Son cümleyi biraz daha açalım. Tarihte gördüğümüz üzere sistemi tıkayan en önemli neden kâr oranlarının düşmesidir. Oysa günümüzde dünya ekonomisinde hem emek verimliliği artmaktadır hem de kâr oranları artmaktadır. Bu konuda muzdarip olan ülkeler, AB’nin güney ülkeleri ile Fransa’dır. Bunları ortak özellikleri ise sosyal güvenlik harcamalarının AB’nin kuzey ülkeleri ve ABD’ye nazaran daha yüksek olmasıdır. Küresel ekonomiye dâhil olmuş çevre ülkelere baktığımızda ise Çin başta olmak üzere kâr oranları yükselmektedir. Böyle bir durumda kapitalizmde sosyal regülasyon yapmak hem gereksizdir, hem de fazladan bir maliyettir. Üstelik uygulanmakta olan rekabetçi politikalarla uyumsuz normlardır. Bu tür sosyal normlar ancak sermaye birikimi sürecinin kesintiye uğradığı ve toplumsal çalkantıların yoğunlaştığı dönemlerde düşünülür. Oysa günümüzde tersi bir süreç vardır. Bir diğeri ise sosyal güvenlik harcamalarını kısıtlayan bütçe politikaları uyguladıkça işsizlik artmaktadır. Kısacası sistemin işler hale gelebilmesi için herkesin iktisadi gerçeklere uymak zorunluluğu vardır. İktisadi veriler toplumsal normların üzerine geçmiş durumdadır. Örneğin işten atılmamak için işçi ücret, prim, yardım vs.. gibi bazı haklarından feragat etmesi gerekir. Bunun temel nedeni çalıştığı şirketin yeniden kâr edebilmesini sağlamak içindir. O zaman çalışma güvenliği, sosyal haklar vs… gibi sosyal normlar zaman içinde tırpan yiyecektir. Bu kapitalizmde sürdürülebilir bir regülasyon aracı değildir diye düşünmekteyiz.

Daha evvelki yazılarımızda bahsettiğimiz üzere toplumsal tepkiyi azaltan ve sistemi yeniden düzenleyen tek unsur herkesime açılan banka kredileridir. Artık toplumsal mücadeleler 19’ncu yüzyılda olduğu gibi ücret üzerinden gerçekleşmemektedir. Çünkü gelir artık kişinin çalışma potansiyeline ve esnekliğine bağlıdır. Üstelik tüketim harcamalarını sadece ücretle değil banka kredileriyle de gerçekleştirebilmektedir. Esnek piyasalar, finansal piyasalara bağımlı yaşayan emekçiler, gelecekleri belirsiz bir şekilde tüketim özgürlüğüne sahiptirler. Bu özgürlüğün bedeli de çok çalışmak ve bedenen, ruhen aşırı yorulmaktır. Üstelik tüm bunlara rağmen iş güvenliğinden yoksundurlar. Kısaca herkese tüketim özgürlüğü, finansal piyasalarının sağladığı bir regülasyon aracıdır fakat beraberinde rekabetçiliğe dayalı iktisadi gerçekleri, sosyal normlara üstün kıldığından sürdürülebilir değildir.
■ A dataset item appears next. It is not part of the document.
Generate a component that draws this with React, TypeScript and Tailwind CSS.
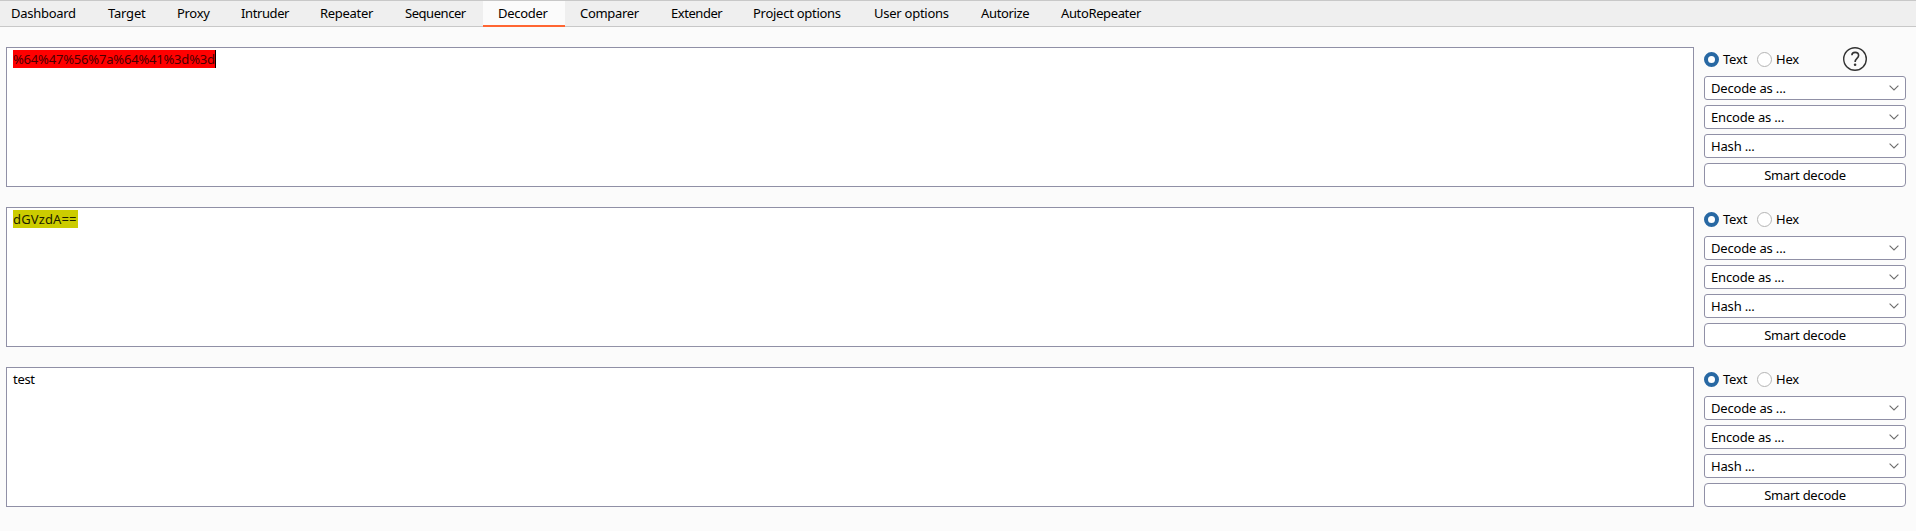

Peki, tekrar fordist döneme dönebilir miyiz diye sorduğumuzda ise bu soruya cevabımız olumlu olmayacaktır. Çünkü birincisi fordizme geçmek için ortada büyük bir felaket yaşanmamıştır. Fakat ondan daha önemlisi fordist döneme özgü sanayi malları üretimi artık yerini hizmet sektörüne ve bilgi işlem teknolojisine bırakmıştır. Bu bakımdan dünyanın geri kalmış bölgelerinde ucuza mal ve hizmet üretme şansına sahip olan küresel kapitalizm artık kapalı döneme dönmek istemeyecektir. Dünyada artan kâr oranları ve emek verimliliği zaten bunu mümkün kılamaz. Üstelik fordist dönemde sosyal regülâsyonu sağlayan maliye politikalarının yerini finansal piyasalar almıştır. Bu yüzden gelecek, regülasyon krizi nedeniyle fordist dönemin keynezyen sosyal-demokrat partileri değil, sistemin dönüşememesi nedeniyle sosyalizm olacaktır, olmak zorundadır.